— START ITEMS —
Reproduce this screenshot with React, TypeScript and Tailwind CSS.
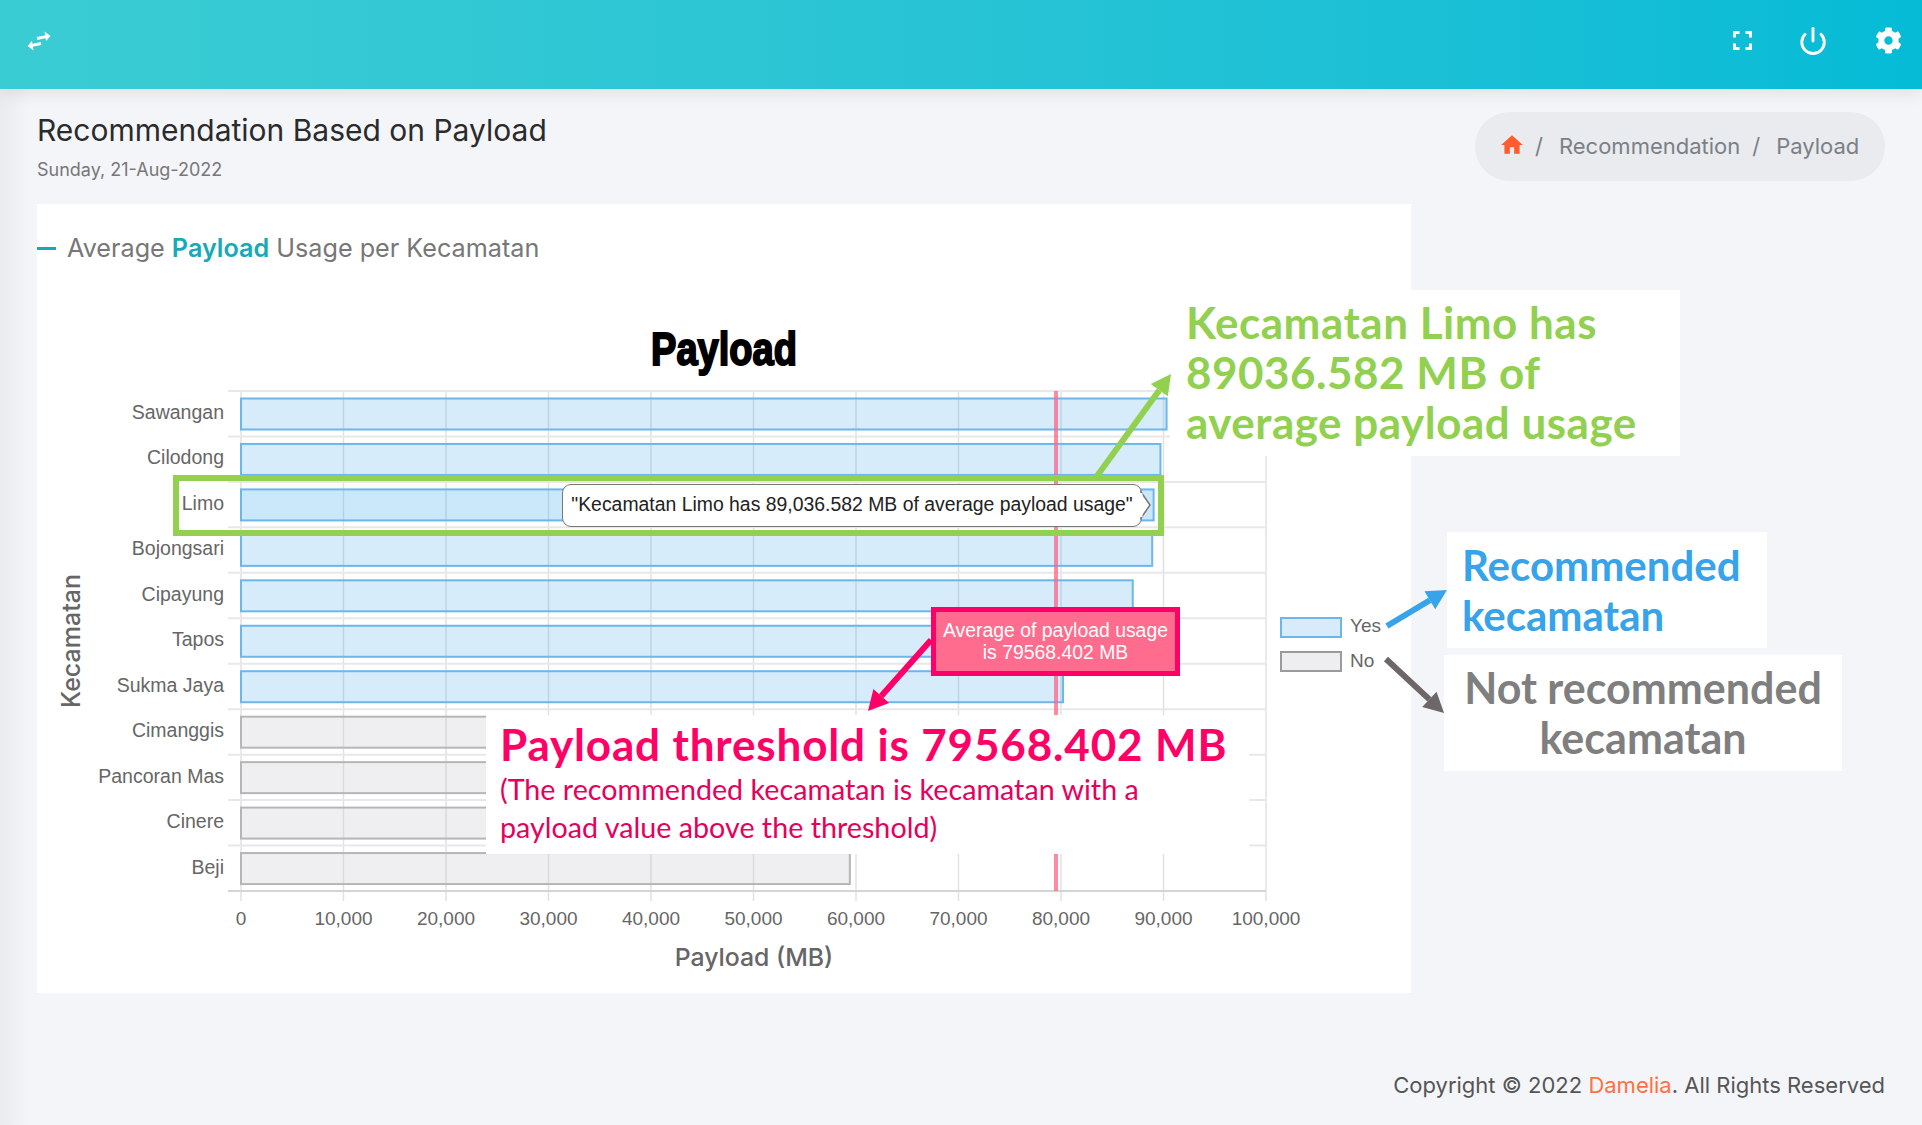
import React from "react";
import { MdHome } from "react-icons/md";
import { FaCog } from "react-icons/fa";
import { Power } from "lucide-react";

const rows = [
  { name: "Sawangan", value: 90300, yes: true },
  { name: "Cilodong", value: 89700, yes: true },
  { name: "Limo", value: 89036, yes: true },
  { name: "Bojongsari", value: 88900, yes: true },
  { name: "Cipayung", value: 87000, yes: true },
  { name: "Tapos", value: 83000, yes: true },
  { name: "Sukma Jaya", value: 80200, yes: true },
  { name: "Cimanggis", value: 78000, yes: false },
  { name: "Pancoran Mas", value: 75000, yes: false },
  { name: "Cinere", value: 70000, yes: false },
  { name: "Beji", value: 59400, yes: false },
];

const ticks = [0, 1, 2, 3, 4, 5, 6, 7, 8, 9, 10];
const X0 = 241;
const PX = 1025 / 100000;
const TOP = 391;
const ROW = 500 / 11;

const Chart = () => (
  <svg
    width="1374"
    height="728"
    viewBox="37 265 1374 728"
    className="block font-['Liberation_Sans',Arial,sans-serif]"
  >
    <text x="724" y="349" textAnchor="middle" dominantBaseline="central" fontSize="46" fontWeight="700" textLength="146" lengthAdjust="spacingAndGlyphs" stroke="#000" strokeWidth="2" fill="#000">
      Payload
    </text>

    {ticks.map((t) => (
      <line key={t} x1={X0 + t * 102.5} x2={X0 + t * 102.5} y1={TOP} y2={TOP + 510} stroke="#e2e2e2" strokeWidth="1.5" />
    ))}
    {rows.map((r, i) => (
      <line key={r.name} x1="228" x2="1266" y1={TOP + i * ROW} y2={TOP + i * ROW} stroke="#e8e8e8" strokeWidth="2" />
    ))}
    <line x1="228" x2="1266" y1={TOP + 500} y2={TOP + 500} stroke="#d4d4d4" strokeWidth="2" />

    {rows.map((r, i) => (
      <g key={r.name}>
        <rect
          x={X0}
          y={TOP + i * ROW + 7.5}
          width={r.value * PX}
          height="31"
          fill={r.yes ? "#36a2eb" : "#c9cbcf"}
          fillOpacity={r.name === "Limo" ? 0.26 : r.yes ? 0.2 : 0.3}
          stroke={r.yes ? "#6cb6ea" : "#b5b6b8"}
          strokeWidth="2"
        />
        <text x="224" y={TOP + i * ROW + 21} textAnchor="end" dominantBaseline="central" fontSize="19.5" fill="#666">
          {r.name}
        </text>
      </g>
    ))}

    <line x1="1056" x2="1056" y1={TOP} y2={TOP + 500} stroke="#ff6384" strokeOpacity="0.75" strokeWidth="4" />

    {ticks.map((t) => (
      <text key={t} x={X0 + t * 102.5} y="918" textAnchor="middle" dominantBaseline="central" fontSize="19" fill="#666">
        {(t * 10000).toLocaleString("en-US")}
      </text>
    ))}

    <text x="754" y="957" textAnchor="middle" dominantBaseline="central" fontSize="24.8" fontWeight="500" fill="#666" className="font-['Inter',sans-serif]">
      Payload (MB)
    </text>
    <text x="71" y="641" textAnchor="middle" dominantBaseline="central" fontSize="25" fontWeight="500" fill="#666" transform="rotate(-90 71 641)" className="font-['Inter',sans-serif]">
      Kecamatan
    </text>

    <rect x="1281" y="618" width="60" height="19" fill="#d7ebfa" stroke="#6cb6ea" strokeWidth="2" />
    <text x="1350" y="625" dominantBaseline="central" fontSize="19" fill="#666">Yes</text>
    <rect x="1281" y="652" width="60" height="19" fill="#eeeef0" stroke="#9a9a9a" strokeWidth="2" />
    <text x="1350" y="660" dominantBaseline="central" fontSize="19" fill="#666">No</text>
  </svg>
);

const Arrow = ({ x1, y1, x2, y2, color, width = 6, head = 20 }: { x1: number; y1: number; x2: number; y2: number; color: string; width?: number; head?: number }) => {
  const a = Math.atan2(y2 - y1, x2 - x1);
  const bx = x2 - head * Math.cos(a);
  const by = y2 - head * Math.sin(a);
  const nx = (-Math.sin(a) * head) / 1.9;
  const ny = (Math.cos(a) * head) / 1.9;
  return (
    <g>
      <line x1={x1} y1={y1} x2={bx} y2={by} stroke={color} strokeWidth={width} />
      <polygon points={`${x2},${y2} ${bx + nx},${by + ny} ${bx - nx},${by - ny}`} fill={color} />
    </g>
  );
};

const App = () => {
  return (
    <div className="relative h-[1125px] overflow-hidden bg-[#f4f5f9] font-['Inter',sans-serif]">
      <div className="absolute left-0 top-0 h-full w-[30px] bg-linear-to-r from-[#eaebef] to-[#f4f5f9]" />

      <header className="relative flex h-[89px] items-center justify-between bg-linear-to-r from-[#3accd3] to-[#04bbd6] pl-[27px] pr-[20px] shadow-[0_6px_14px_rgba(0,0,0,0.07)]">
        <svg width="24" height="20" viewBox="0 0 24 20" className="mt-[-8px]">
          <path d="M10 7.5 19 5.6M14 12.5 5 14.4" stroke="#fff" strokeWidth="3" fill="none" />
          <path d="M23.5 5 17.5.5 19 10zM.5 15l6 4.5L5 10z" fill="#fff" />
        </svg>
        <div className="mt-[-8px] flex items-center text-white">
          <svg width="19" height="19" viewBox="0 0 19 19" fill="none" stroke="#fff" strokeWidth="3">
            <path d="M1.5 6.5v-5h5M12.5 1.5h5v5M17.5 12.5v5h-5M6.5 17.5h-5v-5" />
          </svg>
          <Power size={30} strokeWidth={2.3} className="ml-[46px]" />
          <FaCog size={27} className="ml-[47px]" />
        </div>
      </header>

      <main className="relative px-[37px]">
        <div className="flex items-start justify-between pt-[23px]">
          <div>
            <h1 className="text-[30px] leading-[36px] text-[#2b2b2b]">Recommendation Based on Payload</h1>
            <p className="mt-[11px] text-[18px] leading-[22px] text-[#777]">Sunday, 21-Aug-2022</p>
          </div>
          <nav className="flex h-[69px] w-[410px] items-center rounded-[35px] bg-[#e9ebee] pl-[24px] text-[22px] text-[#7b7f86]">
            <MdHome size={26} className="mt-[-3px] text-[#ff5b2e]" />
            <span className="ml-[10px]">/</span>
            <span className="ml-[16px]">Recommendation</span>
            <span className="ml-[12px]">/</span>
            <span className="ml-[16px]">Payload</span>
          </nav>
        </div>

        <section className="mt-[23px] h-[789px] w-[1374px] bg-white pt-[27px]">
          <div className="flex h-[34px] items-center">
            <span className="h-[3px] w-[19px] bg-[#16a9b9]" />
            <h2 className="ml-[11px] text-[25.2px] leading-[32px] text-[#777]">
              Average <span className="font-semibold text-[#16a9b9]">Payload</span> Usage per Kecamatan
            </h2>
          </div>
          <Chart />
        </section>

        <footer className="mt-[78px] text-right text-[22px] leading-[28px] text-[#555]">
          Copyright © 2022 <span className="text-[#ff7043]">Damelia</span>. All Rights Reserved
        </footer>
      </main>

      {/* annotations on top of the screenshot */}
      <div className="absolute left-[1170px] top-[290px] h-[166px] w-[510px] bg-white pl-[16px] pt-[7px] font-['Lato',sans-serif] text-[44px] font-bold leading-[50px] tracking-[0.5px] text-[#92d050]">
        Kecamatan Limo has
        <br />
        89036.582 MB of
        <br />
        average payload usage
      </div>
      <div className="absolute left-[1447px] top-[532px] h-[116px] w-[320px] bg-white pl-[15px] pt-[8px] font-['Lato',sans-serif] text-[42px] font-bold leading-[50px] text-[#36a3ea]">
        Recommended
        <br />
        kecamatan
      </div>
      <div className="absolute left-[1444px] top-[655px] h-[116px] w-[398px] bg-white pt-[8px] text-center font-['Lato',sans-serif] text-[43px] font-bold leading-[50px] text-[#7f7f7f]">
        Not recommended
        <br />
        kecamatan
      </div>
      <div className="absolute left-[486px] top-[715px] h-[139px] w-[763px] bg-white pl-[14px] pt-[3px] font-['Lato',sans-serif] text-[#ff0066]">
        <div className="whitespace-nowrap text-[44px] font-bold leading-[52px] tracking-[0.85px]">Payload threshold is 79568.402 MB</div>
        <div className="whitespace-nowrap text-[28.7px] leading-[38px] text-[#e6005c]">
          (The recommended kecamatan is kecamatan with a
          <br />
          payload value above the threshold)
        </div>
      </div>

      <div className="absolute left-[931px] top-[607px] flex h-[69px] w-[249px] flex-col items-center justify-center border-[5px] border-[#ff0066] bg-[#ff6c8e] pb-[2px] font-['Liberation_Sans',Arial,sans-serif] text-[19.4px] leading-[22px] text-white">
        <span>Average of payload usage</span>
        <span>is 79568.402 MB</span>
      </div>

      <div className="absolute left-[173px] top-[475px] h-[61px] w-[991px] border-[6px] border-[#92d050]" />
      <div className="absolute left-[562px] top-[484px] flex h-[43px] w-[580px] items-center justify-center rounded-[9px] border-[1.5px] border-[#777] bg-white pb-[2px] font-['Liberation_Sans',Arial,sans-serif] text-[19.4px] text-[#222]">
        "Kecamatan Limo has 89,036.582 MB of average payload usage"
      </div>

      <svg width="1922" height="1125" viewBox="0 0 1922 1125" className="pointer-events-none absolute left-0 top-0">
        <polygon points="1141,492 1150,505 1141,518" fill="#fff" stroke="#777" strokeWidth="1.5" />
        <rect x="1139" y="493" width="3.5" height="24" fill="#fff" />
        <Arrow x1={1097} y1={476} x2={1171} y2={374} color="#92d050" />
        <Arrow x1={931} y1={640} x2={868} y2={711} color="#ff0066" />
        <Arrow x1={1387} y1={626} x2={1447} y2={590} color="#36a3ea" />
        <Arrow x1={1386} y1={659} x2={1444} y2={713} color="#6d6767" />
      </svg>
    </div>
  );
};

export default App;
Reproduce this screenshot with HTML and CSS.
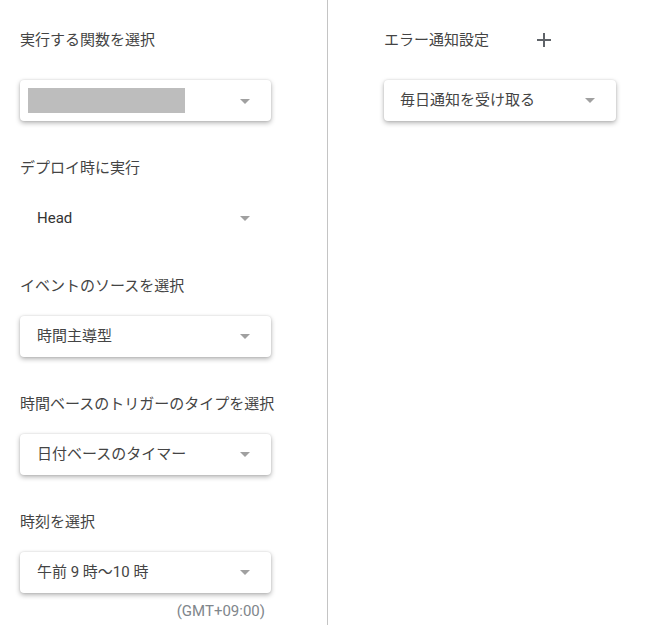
— END ITEMS —
YOUR OBJECTIVE: Everything from the top line of the data down to and including the line with "const ROW = 500 / 11;" is to be copied, except the pictures.

CORRECT RESPONSE:
Reproduce this screenshot with React, TypeScript and Tailwind CSS.
import React from "react";
import { MdHome } from "react-icons/md";
import { FaCog } from "react-icons/fa";
import { Power } from "lucide-react";

const rows = [
  { name: "Sawangan", value: 90300, yes: true },
  { name: "Cilodong", value: 89700, yes: true },
  { name: "Limo", value: 89036, yes: true },
  { name: "Bojongsari", value: 88900, yes: true },
  { name: "Cipayung", value: 87000, yes: true },
  { name: "Tapos", value: 83000, yes: true },
  { name: "Sukma Jaya", value: 80200, yes: true },
  { name: "Cimanggis", value: 78000, yes: false },
  { name: "Pancoran Mas", value: 75000, yes: false },
  { name: "Cinere", value: 70000, yes: false },
  { name: "Beji", value: 59400, yes: false },
];

const ticks = [0, 1, 2, 3, 4, 5, 6, 7, 8, 9, 10];
const X0 = 241;
const PX = 1025 / 100000;
const TOP = 391;
const ROW = 500 / 11;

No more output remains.